3.5 File touch list (for CU-03-02..05 execution)

File Change
packages/mosaic/src/commands/gateway.ts Register login, config recover-token, config rotate-token subcommands under gw.
packages/mosaic/src/commands/gateway/config.ts Add runRecoverToken, runRotateToken handlers; export from module.
packages/mosaic/src/commands/gateway/login.ts (new) Thin wrapper calling shared runLogin helper with meta-derived default URL.
packages/mosaic/src/auth.ts No change expected.
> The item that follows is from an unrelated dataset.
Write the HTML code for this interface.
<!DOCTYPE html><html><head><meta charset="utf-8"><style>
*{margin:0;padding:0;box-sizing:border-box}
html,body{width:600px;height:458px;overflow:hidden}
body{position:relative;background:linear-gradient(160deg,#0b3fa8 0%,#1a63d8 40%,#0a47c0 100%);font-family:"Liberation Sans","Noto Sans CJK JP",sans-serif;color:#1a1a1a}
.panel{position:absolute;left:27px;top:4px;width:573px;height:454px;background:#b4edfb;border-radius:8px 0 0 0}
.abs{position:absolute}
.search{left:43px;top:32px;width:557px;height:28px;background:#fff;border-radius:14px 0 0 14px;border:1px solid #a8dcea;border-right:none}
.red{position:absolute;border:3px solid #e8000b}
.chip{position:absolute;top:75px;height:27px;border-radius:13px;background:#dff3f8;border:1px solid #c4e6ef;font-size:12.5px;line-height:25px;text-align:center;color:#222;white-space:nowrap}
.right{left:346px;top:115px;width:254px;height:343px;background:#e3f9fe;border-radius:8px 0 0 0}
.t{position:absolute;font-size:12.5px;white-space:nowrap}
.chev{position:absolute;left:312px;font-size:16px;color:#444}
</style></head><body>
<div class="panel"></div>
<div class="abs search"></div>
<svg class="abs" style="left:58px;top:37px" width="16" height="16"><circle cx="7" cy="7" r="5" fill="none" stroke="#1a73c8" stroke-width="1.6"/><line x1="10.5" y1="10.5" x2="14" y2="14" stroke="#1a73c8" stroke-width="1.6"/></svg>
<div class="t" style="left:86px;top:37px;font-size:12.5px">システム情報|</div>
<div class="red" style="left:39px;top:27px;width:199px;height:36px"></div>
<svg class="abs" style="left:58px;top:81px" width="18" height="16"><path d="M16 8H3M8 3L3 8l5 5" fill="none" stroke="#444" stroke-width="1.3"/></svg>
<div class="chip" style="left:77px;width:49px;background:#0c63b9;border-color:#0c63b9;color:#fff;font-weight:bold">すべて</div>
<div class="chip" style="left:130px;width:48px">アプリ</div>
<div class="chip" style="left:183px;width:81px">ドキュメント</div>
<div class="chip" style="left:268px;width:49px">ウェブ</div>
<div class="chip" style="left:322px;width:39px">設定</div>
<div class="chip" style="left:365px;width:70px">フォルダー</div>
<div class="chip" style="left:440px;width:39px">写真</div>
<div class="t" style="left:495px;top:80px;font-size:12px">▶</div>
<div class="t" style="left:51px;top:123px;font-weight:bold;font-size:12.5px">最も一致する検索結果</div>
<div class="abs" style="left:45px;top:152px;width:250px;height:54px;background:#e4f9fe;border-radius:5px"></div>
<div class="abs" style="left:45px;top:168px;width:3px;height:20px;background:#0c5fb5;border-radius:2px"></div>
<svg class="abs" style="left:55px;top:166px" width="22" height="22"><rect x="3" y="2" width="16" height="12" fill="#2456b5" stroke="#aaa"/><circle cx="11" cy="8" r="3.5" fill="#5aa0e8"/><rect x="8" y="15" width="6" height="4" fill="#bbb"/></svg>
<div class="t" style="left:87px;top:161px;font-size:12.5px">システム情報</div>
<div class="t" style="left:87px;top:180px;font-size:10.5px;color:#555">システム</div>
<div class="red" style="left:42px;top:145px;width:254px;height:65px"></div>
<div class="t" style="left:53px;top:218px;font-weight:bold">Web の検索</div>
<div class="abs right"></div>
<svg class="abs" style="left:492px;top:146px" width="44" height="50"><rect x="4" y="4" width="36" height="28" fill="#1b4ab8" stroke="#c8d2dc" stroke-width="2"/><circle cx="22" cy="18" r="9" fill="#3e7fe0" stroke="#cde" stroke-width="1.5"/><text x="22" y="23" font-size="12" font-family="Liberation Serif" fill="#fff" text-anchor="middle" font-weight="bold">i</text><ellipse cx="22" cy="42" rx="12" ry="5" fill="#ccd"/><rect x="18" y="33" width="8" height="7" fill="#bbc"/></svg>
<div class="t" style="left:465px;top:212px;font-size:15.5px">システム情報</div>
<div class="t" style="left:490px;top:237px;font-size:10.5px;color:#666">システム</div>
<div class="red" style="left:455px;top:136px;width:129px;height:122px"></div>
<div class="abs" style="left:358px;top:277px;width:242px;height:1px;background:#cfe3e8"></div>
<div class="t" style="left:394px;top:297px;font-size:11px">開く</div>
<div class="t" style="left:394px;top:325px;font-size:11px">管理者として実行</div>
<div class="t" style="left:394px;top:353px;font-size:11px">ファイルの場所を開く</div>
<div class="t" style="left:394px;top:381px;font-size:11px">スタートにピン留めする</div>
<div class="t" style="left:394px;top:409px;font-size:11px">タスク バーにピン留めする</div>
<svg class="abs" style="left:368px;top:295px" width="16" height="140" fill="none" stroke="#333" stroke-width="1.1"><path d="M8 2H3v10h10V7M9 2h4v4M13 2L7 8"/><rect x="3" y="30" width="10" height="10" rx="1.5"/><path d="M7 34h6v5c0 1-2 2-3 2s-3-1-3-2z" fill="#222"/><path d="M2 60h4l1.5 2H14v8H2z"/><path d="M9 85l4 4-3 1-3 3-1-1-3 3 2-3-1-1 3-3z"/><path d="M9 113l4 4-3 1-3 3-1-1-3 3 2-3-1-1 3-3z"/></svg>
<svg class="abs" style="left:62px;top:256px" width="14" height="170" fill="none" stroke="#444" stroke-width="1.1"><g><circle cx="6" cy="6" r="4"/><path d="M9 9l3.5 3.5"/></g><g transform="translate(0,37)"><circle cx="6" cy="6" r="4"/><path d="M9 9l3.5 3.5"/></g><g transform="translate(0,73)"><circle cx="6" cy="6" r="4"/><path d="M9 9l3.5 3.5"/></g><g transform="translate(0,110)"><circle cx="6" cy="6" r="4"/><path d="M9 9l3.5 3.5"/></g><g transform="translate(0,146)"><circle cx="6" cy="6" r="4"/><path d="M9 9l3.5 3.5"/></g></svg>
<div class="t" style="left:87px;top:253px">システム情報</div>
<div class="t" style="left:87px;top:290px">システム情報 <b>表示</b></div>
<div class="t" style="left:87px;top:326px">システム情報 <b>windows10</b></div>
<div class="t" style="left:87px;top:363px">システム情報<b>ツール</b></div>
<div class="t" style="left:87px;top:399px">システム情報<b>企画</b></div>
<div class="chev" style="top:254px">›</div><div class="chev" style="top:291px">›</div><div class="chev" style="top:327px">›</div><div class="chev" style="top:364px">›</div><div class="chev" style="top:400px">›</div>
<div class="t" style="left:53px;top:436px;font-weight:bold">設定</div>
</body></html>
Possibly export a requireSession(gatewayUrl) helper (reuse pattern).
packages/mosaic/src/commands/gateway/install.ts bootstrapFirstUser branch: "user exists, no token" -> offer recovery (see Section 4).
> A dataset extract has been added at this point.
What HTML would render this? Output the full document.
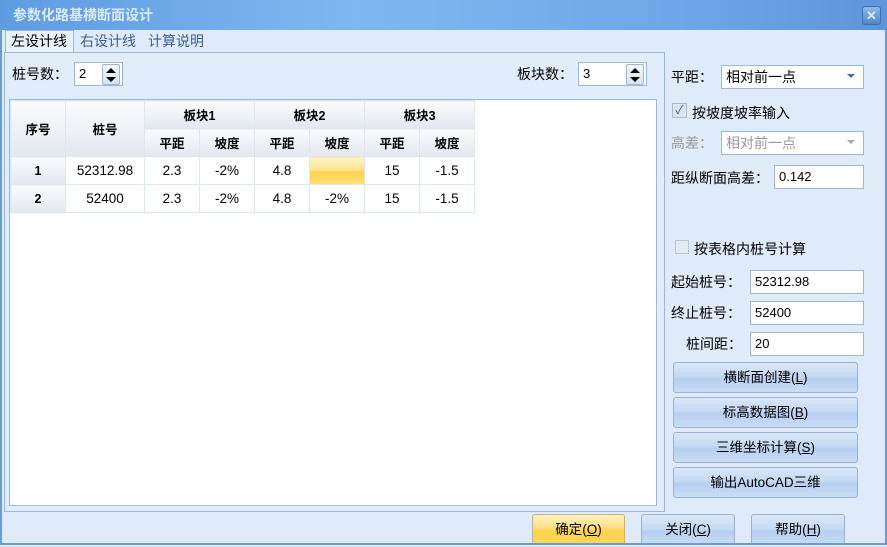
<!DOCTYPE html>
<html><head><meta charset="utf-8"><style>
*{box-sizing:border-box;margin:0;padding:0}
body{width:887px;height:547px;overflow:hidden;font-family:"Liberation Sans","Noto Sans CJK SC",sans-serif;font-size:13px;color:#000;background:#dfeaf8;position:relative}
.a{position:absolute}
.win{left:0;top:0;width:887px;height:547px;border:2px solid #6e9bd3;background:#dfebf9}
.title{left:0;top:0;width:887px;height:30px;background:linear-gradient(90deg,#5f9be0,#7db9f0 40%,#6aa6e6 80%,#5c95d8);color:#dbe9f8;font-weight:bold;font-size:14px;line-height:30px;padding-left:13px}
.close{left:862px;top:6px;width:19px;height:19px;background:linear-gradient(#8fb8e6,#4f85c8);border:1px solid #3d6fae;border-radius:3px;color:#dfe9f6;font-size:13px;line-height:17px;text-align:center;font-weight:bold}
.inp{background:#fff;border:1px solid #9bb8dc;height:24px;line-height:22px;padding-left:4px}
.btn{border:1px solid #9bb2d6;border-radius:3px;background:linear-gradient(#d9e7f8,#c6daf3 45%,#b7cff0 55%,#c9dcf4);text-align:center;line-height:30px;font-size:13.5px}
table{border-collapse:collapse;position:absolute;left:10px;top:100px;table-layout:fixed}
td{border:1px solid #dde8f5;text-align:center;height:28px;font-size:13.5px}
th{border:1px solid #e0e6ee;background:linear-gradient(#fafbfc,#e3e8ef);font-size:12.5px;font-weight:bold;height:28px}
.spin{position:absolute;right:2px;top:1px;width:18px;height:21px;border:1px solid #9bb8dc;border-radius:2px;background:linear-gradient(#f4f8fd,#d5e3f4)}
.dd{position:absolute;right:8px;top:8px;width:0;height:0;border-left:4px solid transparent;border-right:4px solid transparent;border-top:4px solid #4f6e9b}
</style></head><body>
<div class="a win"></div>
<div class="a title">参数化路基横断面设计</div>
<div class="a close">✕</div>
<div class="a" style="left:5px;top:30px;width:69px;height:23px;background:#e9f2fc;border:1px solid #9bb8dc;border-bottom:none;font-size:14px;line-height:21px;padding-left:5px">左设计线</div>
<div class="a" style="left:80px;top:31px;font-size:14px;color:#3c5f8f;line-height:21px">右设计线</div>
<div class="a" style="left:148px;top:31px;font-size:14px;color:#3c5f8f;line-height:21px">计算说明</div>
<div class="a" style="left:4px;top:52px;width:661px;height:460px;border:1px solid #9bb8dc;background:#e2edfb"></div>
<div class="a" style="left:12px;top:64px;font-size:14px">桩号数：</div>
<div class="a inp" style="left:74px;top:62px;width:49px">2<div class="spin"><svg width="16" height="19" style="position:absolute;left:0;top:0"><path d="M3 8 L8 3 L13 8Z M3 12 L13 12 L8 17Z" fill="#000"/></svg></div></div>
<div class="a" style="left:517px;top:64px;font-size:14px">板块数：</div>
<div class="a inp" style="left:578px;top:62px;width:69px">3<div class="spin"><svg width="16" height="19" style="position:absolute;left:0;top:0"><path d="M3 8 L8 3 L13 8Z M3 12 L13 12 L8 17Z" fill="#000"/></svg></div></div>
<div class="a" style="left:9px;top:99px;width:648px;height:407px;background:#fff;border:1px solid #9bb8dc"></div>
<table style="width:464px">
<colgroup><col style="width:55px"><col style="width:79px"><col style="width:55px"><col style="width:55px"><col style="width:55px"><col style="width:55px"><col style="width:55px"><col style="width:55px"></colgroup>
<tr><th rowspan="2">序号</th><th rowspan="2">桩号</th><th colspan="2">板块1</th><th colspan="2">板块2</th><th colspan="2">板块3</th></tr>
<tr><th>平距</th><th>坡度</th><th>平距</th><th>坡度</th><th>平距</th><th>坡度</th></tr>
<tr><th>1</th><td>52312.98</td><td>2.3</td><td>-2%</td><td>4.8</td><td style="background:linear-gradient(#fff3c8,#ffe58f 45%,#ffd24a 55%,#ffe07a);border:1px dotted #555"></td><td>15</td><td>-1.5</td></tr>
<tr><th>2</th><td>52400</td><td>2.3</td><td>-2%</td><td>4.8</td><td>-2%</td><td>15</td><td>-1.5</td></tr>
</table>
<div class="a" style="left:671px;top:67px;font-size:14px">平距：</div>
<div class="a inp" style="left:721px;top:65px;width:143px;font-size:14px">相对前一点<span class="dd"></span></div>
<div class="a" style="left:672px;top:103px;width:15px;height:15px;border:1px solid #aab8c8;background:#dde5ee;color:#4a5a70;font-size:12px;line-height:13px;text-align:center">✓</div>
<div class="a" style="left:692px;top:103px;font-size:14px">按坡度坡率输入</div>
<div class="a" style="left:671px;top:133px;font-size:14px;color:#999">高差：</div>
<div class="a inp" style="left:721px;top:131px;width:143px;font-size:14px;color:#999">相对前一点<span class="dd" style="border-top-color:#aaa"></span></div>
<div class="a" style="left:671px;top:168px;font-size:14px">距纵断面高差：</div>
<div class="a inp" style="left:774px;top:165px;width:90px">0.142</div>
<div class="a" style="left:675px;top:240px;width:14px;height:14px;border:1px solid #b8c4d2;background:#e4eaf0"></div>
<div class="a" style="left:694px;top:239px;font-size:14px">按表格内桩号计算</div>
<div class="a" style="left:671px;top:272px;font-size:14px">起始桩号：</div>
<div class="a inp" style="left:750px;top:270px;width:114px">52312.98</div>
<div class="a" style="left:671px;top:303px;font-size:14px">终止桩号：</div>
<div class="a inp" style="left:750px;top:301px;width:114px">52400</div>
<div class="a" style="left:686px;top:334px;font-size:14px">桩间距：</div>
<div class="a inp" style="left:750px;top:332px;width:114px">20</div>
<div class="a btn" style="left:673px;top:362px;width:185px;height:31px">横断面创建(<u>L</u>)</div>
<div class="a btn" style="left:673px;top:397px;width:185px;height:31px">标高数据图(<u>B</u>)</div>
<div class="a btn" style="left:673px;top:432px;width:185px;height:31px">三维坐标计算(<u>S</u>)</div>
<div class="a btn" style="left:673px;top:467px;width:185px;height:31px">输出AutoCAD三维</div>
<div class="a btn" style="left:532px;top:514px;width:93px;height:32px;background:linear-gradient(#fff0c0,#ffe08a 40%,#ffd24a 55%,#ffd75a);border-color:#c9b27a">确定(<u>O</u>)</div>
<div class="a btn" style="left:641px;top:514px;width:94px;height:32px">关闭(<u>C</u>)</div>
<div class="a btn" style="left:751px;top:514px;width:94px;height:32px">帮助(<u>H</u>)</div>
<div class="a" style="left:0;top:543px;width:887px;height:4px;border-top:2px solid #6e9bd3;background:#dfebf9"></div>
</body></html>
4. Installer Fix (CU-03-06 preview)

Current stranding point is install.ts:388-395. The fix:

if (!status.needsSetup) {
  if (meta.adminToken) {
    // unchanged — happy path
  } else {
    // NEW: prompt "Admin exists but no token on file. Recover now? [Y/n]"
    // If yes -> call runRecoverToken(gatewayUrl) inline (interactive):
    //   - prompt email + password
    //   - signIn -> saveSession
    //   - POST /api/admin/tokens
    //   - writeMeta(meta) with returned plaintext
    //   - print banner
    // If no -> print the current stranded message but include:
    //   "Run `mosaic gateway config recover-token` when ready."
  }
}

Shape notes (actual code lands in CU-03-06):

  • Extract the recovery body so it can be called both from the standalone command and from bootstrapFirstUser without duplicating prompts.
  • Reuse the same rl readline interface already open in bootstrapFirstUser for the inline prompts.
  • Preserve non-interactive behavior: if process.stdin.isTTY is false, skip the prompt and emit the "run recover-token" hint only.
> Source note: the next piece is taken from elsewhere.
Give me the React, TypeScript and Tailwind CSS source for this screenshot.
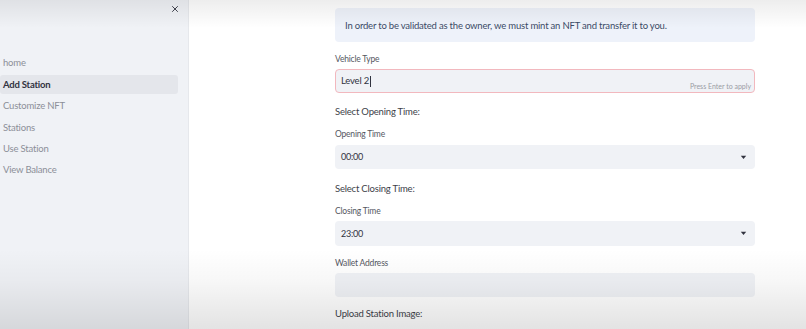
import React from "react";
import { X } from "lucide-react";

const font = { fontFamily: 'Lato, "Noto Sans", sans-serif' };

function Caret() {
  return (
    <svg width="7" height="5" viewBox="0 0 7 5" className="shrink-0">
      <path d="M0.8 0.8 L6.2 0.8 L3.5 4 Z" fill="#31333f" />
    </svg>
  );
}

export default function App() {
  const nav = ["home", "Add Station", "Customize NFT", "Stations", "Use Station", "View Balance"];
  return (
    <div className="relative w-[806px] h-[329px] overflow-hidden bg-white flex" style={font}>
      {/* Sidebar */}
      <div className="w-[189px] h-full bg-[#f0f2f6] border-r border-[#e6e8ec] flex flex-col shrink-0">
        <div className="h-[54px] flex justify-end pr-[8px] pt-[4px]">
          <X size={10} strokeWidth={2.2} color="#31333f" />
        </div>
        <div className="flex flex-col pr-[10px]">
          {nav.map((n) => (
            <div
              key={n}
              className={
                "h-[19px] mb-[2.4px] flex items-center pl-[3px] text-[9.5px] tracking-[-0.2px] rounded-[3px] " +
                (n === "Add Station" ? "bg-[#e4e6eb] text-[#31333f] font-bold" : "text-[#8c8f98]")
              }
            >
              {n}
            </div>
          ))}
        </div>
      </div>

      {/* Main */}
      <div className="flex-1 flex justify-start pl-[146px]">
        <div className="w-[420px] flex flex-col pt-[8px] text-[#3d3f4a] tracking-[-0.2px]">
          <div className="h-[34px] bg-[#eef2fa] rounded-[4px] flex items-center px-[10px] pt-[2px] text-[9.5px] text-[#3b4a66]">
            In order to be validated as the owner, we must mint an NFT and transfer it to you.
          </div>

          <div className="mt-[11px] text-[8.5px] leading-[12px] text-[#55575f]">Vehicle Type</div>
          <div className="mt-[4px] h-[24px] bg-[#f0f2f6] border border-[#f2b8be] rounded-[4px] flex items-center px-[5px] relative">
            <span className="text-[9.5px] text-[#31333f]">Level 2</span>
            <span className="w-px h-[11px] bg-[#31333f] ml-[1px]" />
            <span className="absolute right-[3px] bottom-[1px] text-[7px] tracking-normal text-[#9a9ca4]">Press Enter to apply</span>
          </div>

          <div className="mt-[12px] text-[9.5px] leading-[14px]">Select Opening Time:</div>
          <div className="mt-[9px] text-[8.5px] leading-[12px] text-[#55575f]">Opening Time</div>
          <div className="mt-[5px] h-[24px] bg-[#f0f2f6] rounded-[4px] flex items-center justify-between pl-[6px] pr-[8px]">
            <span className="text-[9px] text-[#31333f]">00:00</span>
            <Caret />
          </div>

          <div className="mt-[13px] text-[9.5px] leading-[14px]">Select Closing Time:</div>
          <div className="mt-[9px] text-[8.5px] leading-[12px] text-[#55575f]">Closing Time</div>
          <div className="mt-[4px] h-[25px] bg-[#f0f2f6] rounded-[4px] flex items-center justify-between pl-[6px] pr-[8px]">
            <span className="text-[9px] text-[#31333f]">23:00</span>
            <Caret />
          </div>

          <div className="mt-[11px] text-[8.5px] leading-[12px] text-[#55575f]">Wallet Address</div>
          <div className="mt-[4px] h-[24px] bg-[#f0f2f6] rounded-[4px]" />

          <div className="mt-[10px] text-[9.5px] leading-[14px]">Upload Station Image:</div>
        </div>
      </div>

      {/* video overlays */}
      <div className="absolute left-0 right-0 top-0 h-[28px] pointer-events-none bg-[linear-gradient(to_bottom,rgba(0,0,0,0.07),rgba(0,0,0,0))]" />
      <div className="absolute left-0 right-0 bottom-0 h-[80px] pointer-events-none bg-[linear-gradient(to_top,rgba(0,0,0,0.11),rgba(0,0,0,0.03)_60%,rgba(0,0,0,0))]" />
    </div>
  );
}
5. Test Strategy (CU-03-07 scope)

5.1 Happy paths

Command Scenario Expected
mosaic gateway login Valid creds session.json written, 7-day expiry, exit 0
mosaic gateway config rotate-token Valid session, server reachable meta.json updated, banner printed, new token usable
mosaic gateway config recover-token No session, valid creds, server reachable Prompts for creds, writes session + meta, exit 0
Installer inline recovery Re-run after meta.json wipe, operator says yes Meta restored, banner printed, no manual CLI step needed

5.2 Error paths (must all produce actionable messages and non-zero exit)

Failure Expected handling
Invalid email/password BetterAuth 401 surfaced as "Sign-in failed: ", exit 2
Expired stored session Recover command silently re-prompts; rotate command exits 2 with "run login" hint
Gateway down / connection refused "Could not reach gateway at " exit 1
Server rejects token creation Print status + body excerpt, exit 3
Meta file missing (recover) Fall back to --gateway flag or default; warn that meta will be created
Non-admin user AdminGuard 403 surfaced as "User is not an admin", exit 2

Spin up gateway in test harness, create admin user via /api/bootstrap/setup, wipe meta.json, invoke mosaic gateway config recover-token programmatically, assert new meta.adminToken works against GET /api/admin/tokens.

6. Risks & Open Questions

# Item Severity Mitigation
1 AdminGuard.validateSession calls getSession with fromNodeHeaders(request.raw.headers). CLI sends Cookie: header only. Confirm BetterAuth reads from Cookie, not Set-Cookie. Low Confirmed — mosaic login + mosaic tui already use this flow successfully (cli.ts:137-181).
2 Session cookie local expiry (7d) vs BetterAuth server-side expiry may drift. Low validateSession hits get-session; handle 401 by re-prompting.
3 Label collision / unbounded token growth if operators run recover-token repeatedly. Low Include ISO timestamp in label. Optional --revoke-old in CU-03-02. Add tokens list/prune later.
4 mosaic login exists at top level and mosaic gateway login is a wrapper — risk of confusion. Low Document that gateway login is the preferred entry for gateway operators; top-level stays for compatibility.
5 meta.json write is not atomic. Crash between token creation and writeMeta leaves an orphan token server-side with no plaintext on disk. Medium Accept for now — re-running recover-token mints a fresh token. Document as known limitation.
6 Non-TTY installer runs (CI, headless provisioners) cannot prompt for creds interactively. Medium Installer inline recovery must skip prompt when !process.stdin.isTTY; emit the recover-token hint.
7 If BETTER_AUTH_SECRET rotates between login and recover, the session cookie is invalid — user must re-login. Acceptable but surface a clear error. Low Error handler maps 401 on recover -> "Session invalid; re-run mosaic gateway login".
8 No MFA today. When MFA lands, BetterAuth sign-in will return a challenge, not a cookie — recovery UX will need a second prompt step. Future Out of scope for this mission. Flag for future CLI work.

7. Downstream Task Hooks

Task Scope
CU-03-02 Implement mosaic gateway login wrapper + shared runLogin extraction.
CU-03-03 Implement mosaic gateway config rotate-token.
CU-03-04 Implement mosaic gateway config recover-token.
CU-03-05 Wire commands into gateway.ts registration, update --help copy.
CU-03-06 Installer inline recovery hook in bootstrapFirstUser.
CU-03-07 Tests per Section 5.
CU-03-08 Docs: update gateway install README + operator runbook with recovery flow.